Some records

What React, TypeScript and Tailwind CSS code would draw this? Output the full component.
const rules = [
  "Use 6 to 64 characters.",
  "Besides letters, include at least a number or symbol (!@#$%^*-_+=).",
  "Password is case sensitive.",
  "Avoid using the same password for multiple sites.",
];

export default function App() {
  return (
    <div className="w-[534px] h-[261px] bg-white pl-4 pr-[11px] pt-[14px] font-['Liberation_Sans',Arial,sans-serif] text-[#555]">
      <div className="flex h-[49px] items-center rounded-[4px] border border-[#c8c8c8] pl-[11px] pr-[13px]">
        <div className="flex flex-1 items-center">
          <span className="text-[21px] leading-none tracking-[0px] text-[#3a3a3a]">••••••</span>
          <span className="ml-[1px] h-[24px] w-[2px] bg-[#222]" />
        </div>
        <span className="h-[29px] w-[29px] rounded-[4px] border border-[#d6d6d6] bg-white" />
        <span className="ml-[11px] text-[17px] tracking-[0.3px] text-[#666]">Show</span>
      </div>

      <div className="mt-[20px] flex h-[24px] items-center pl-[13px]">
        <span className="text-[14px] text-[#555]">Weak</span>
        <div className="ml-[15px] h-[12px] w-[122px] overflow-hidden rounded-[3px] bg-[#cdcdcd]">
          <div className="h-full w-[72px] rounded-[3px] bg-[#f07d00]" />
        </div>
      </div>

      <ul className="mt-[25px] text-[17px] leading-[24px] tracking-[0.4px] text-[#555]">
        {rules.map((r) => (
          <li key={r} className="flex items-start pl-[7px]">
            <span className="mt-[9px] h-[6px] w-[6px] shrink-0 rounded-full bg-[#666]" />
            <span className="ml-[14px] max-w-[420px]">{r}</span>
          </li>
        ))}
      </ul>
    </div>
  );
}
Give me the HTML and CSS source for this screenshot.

==

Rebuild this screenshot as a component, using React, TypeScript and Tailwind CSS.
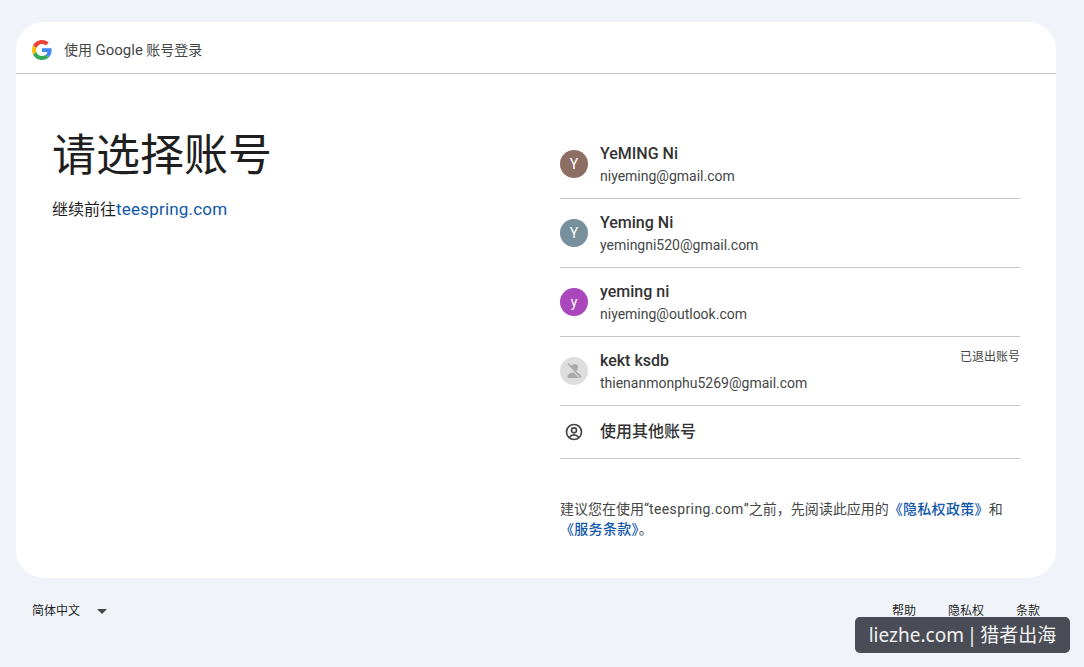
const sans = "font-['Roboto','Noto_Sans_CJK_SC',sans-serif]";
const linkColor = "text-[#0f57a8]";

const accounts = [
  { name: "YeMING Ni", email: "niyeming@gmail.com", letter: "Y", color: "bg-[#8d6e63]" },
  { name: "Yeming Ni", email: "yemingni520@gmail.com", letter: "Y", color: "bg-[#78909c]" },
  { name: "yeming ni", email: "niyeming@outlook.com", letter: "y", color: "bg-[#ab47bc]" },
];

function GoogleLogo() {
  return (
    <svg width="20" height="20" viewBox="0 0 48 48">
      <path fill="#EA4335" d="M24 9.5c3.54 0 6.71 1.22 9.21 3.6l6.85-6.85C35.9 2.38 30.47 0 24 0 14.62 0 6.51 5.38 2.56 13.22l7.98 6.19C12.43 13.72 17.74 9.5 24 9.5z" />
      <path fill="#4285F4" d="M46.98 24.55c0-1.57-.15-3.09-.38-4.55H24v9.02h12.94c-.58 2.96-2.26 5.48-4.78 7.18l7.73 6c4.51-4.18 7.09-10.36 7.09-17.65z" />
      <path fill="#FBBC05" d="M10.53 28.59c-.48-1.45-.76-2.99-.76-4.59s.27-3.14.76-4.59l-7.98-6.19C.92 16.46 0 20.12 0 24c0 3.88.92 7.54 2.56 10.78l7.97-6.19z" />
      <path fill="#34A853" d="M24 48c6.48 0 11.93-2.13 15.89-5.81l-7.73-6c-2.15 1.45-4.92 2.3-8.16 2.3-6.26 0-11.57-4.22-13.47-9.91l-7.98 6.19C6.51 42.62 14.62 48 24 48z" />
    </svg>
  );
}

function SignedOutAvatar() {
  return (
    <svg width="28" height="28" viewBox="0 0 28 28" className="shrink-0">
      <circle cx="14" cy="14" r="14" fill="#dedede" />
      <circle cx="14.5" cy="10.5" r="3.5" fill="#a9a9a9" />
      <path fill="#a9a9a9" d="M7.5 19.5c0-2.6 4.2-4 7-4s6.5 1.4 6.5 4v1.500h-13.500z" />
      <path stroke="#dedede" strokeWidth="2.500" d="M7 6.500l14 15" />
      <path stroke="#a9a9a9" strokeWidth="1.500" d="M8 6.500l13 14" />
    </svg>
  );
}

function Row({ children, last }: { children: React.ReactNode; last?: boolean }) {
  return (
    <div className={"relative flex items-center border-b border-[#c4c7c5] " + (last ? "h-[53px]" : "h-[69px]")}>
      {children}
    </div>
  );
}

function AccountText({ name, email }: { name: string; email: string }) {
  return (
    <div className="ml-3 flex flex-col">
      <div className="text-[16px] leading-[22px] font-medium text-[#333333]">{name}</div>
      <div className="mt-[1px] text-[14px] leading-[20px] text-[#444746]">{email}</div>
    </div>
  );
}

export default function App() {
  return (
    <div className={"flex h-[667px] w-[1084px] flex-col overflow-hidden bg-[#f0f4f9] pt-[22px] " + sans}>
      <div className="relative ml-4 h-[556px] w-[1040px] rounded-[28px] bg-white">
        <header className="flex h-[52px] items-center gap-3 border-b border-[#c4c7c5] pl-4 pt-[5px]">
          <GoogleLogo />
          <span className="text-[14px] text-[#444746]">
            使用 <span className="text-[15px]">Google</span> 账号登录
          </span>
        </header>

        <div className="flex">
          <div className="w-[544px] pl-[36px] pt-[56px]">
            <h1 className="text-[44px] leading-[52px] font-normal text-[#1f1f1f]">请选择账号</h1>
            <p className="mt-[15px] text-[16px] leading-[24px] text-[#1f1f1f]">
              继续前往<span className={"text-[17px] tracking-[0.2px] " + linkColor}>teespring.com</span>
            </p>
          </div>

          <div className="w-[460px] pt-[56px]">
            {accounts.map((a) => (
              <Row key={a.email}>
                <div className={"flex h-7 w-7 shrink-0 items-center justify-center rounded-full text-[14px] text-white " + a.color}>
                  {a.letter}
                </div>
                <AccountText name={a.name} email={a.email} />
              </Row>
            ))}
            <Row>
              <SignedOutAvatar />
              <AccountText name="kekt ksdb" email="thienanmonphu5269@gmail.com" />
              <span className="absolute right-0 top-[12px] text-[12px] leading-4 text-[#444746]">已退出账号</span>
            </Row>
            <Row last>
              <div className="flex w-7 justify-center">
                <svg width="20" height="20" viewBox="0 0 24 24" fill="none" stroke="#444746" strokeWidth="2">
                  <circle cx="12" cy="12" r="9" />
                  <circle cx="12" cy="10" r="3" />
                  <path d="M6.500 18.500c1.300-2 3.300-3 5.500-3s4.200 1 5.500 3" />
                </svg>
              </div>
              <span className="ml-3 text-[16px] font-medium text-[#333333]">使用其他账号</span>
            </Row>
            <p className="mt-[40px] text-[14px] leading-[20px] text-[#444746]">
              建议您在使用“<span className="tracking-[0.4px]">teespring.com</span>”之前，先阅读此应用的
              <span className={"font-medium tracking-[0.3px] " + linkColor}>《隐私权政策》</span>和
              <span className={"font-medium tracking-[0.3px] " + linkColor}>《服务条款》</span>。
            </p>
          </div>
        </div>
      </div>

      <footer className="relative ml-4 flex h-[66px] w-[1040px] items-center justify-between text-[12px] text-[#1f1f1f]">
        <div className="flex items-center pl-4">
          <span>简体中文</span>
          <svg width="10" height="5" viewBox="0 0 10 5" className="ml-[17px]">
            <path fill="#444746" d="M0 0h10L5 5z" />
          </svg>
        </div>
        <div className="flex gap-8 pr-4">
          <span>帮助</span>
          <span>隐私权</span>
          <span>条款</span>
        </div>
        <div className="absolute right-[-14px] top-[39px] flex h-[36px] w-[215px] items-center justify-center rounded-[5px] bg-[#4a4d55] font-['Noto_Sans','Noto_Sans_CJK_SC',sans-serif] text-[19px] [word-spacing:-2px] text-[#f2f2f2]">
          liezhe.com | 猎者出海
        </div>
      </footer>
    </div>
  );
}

--

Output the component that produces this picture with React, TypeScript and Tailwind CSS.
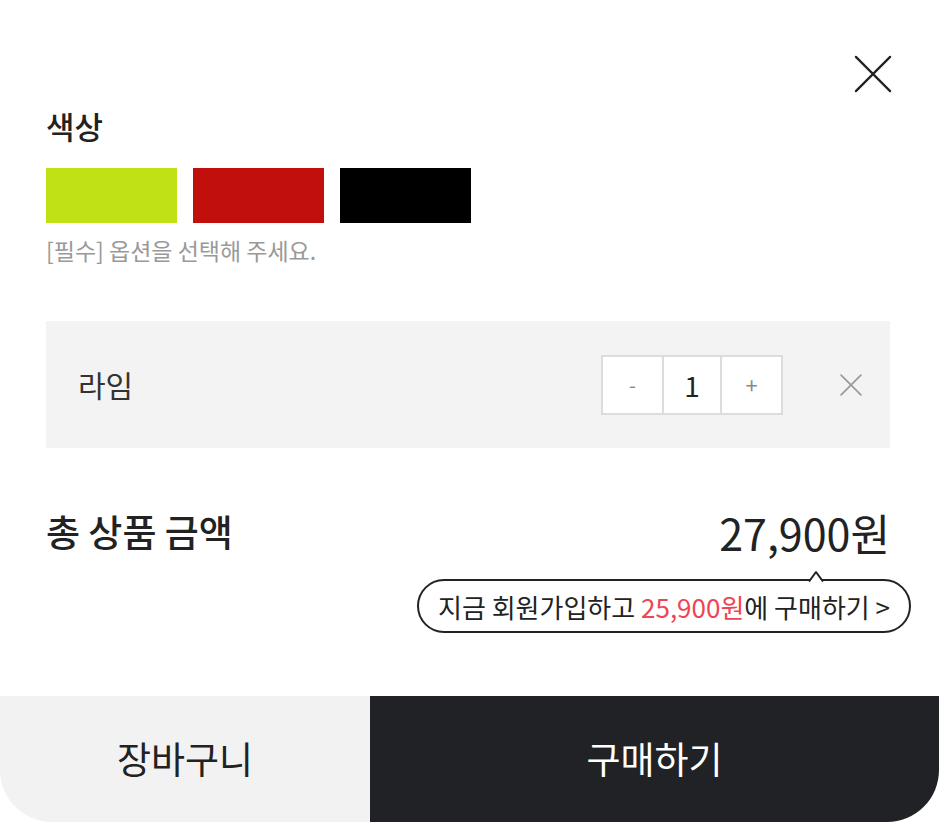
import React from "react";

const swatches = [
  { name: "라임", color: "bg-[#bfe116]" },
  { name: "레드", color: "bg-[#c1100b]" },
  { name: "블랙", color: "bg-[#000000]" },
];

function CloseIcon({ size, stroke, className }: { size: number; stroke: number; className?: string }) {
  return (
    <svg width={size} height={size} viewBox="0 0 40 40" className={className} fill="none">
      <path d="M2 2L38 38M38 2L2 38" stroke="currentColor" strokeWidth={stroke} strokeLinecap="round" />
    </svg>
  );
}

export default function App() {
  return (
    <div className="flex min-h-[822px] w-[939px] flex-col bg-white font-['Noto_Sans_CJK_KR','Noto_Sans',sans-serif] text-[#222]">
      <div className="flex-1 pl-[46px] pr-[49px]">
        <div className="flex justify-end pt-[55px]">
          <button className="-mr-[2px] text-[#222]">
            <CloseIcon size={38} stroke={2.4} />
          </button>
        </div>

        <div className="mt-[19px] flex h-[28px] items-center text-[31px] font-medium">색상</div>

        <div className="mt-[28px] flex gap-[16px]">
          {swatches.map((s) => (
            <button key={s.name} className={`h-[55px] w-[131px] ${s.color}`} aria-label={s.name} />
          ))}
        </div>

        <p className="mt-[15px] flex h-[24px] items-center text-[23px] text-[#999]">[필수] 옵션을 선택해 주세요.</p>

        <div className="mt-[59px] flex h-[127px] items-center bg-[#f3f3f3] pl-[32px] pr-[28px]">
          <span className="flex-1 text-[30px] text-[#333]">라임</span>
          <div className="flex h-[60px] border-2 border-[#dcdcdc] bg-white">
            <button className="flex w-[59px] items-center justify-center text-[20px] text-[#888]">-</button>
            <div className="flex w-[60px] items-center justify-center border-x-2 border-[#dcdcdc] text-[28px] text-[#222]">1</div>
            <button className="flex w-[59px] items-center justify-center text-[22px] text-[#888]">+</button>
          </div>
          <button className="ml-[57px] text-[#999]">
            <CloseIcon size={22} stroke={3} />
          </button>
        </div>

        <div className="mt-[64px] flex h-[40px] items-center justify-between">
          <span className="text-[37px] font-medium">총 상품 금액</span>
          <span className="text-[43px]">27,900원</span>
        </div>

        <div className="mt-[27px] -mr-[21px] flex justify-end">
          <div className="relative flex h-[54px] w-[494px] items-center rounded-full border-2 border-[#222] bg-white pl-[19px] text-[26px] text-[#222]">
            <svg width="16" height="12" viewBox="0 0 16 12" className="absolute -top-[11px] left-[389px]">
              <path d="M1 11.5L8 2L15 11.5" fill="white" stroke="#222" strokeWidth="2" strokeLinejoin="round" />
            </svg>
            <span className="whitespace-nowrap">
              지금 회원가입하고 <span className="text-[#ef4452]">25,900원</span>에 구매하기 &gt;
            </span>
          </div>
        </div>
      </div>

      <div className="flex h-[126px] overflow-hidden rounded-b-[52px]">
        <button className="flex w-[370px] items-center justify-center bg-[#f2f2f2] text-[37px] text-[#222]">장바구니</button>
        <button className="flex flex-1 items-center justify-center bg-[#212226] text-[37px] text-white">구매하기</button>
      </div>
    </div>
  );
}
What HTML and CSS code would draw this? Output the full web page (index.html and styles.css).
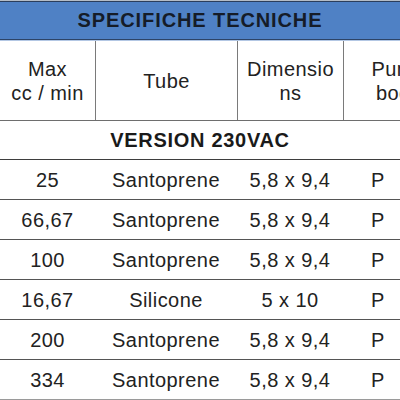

• WORK INSTRUCTIONS:
Above are records with pictures. Reproduce exactly only the lines from the line with "Output the component" through the line with "옵션을 선택해 주세요.</p>", both ends included, and leave the pictures out.

• ANSWER TO THIS TASK:
Output the component that produces this picture with React, TypeScript and Tailwind CSS.
import React from "react";

const swatches = [
  { name: "라임", color: "bg-[#bfe116]" },
  { name: "레드", color: "bg-[#c1100b]" },
  { name: "블랙", color: "bg-[#000000]" },
];

function CloseIcon({ size, stroke, className }: { size: number; stroke: number; className?: string }) {
  return (
    <svg width={size} height={size} viewBox="0 0 40 40" className={className} fill="none">
      <path d="M2 2L38 38M38 2L2 38" stroke="currentColor" strokeWidth={stroke} strokeLinecap="round" />
    </svg>
  );
}

export default function App() {
  return (
    <div className="flex min-h-[822px] w-[939px] flex-col bg-white font-['Noto_Sans_CJK_KR','Noto_Sans',sans-serif] text-[#222]">
      <div className="flex-1 pl-[46px] pr-[49px]">
        <div className="flex justify-end pt-[55px]">
          <button className="-mr-[2px] text-[#222]">
            <CloseIcon size={38} stroke={2.4} />
          </button>
        </div>

        <div className="mt-[19px] flex h-[28px] items-center text-[31px] font-medium">색상</div>

        <div className="mt-[28px] flex gap-[16px]">
          {swatches.map((s) => (
            <button key={s.name} className={`h-[55px] w-[131px] ${s.color}`} aria-label={s.name} />
          ))}
        </div>

        <p className="mt-[15px] flex h-[24px] items-center text-[23px] text-[#999]">[필수] 옵션을 선택해 주세요.</p>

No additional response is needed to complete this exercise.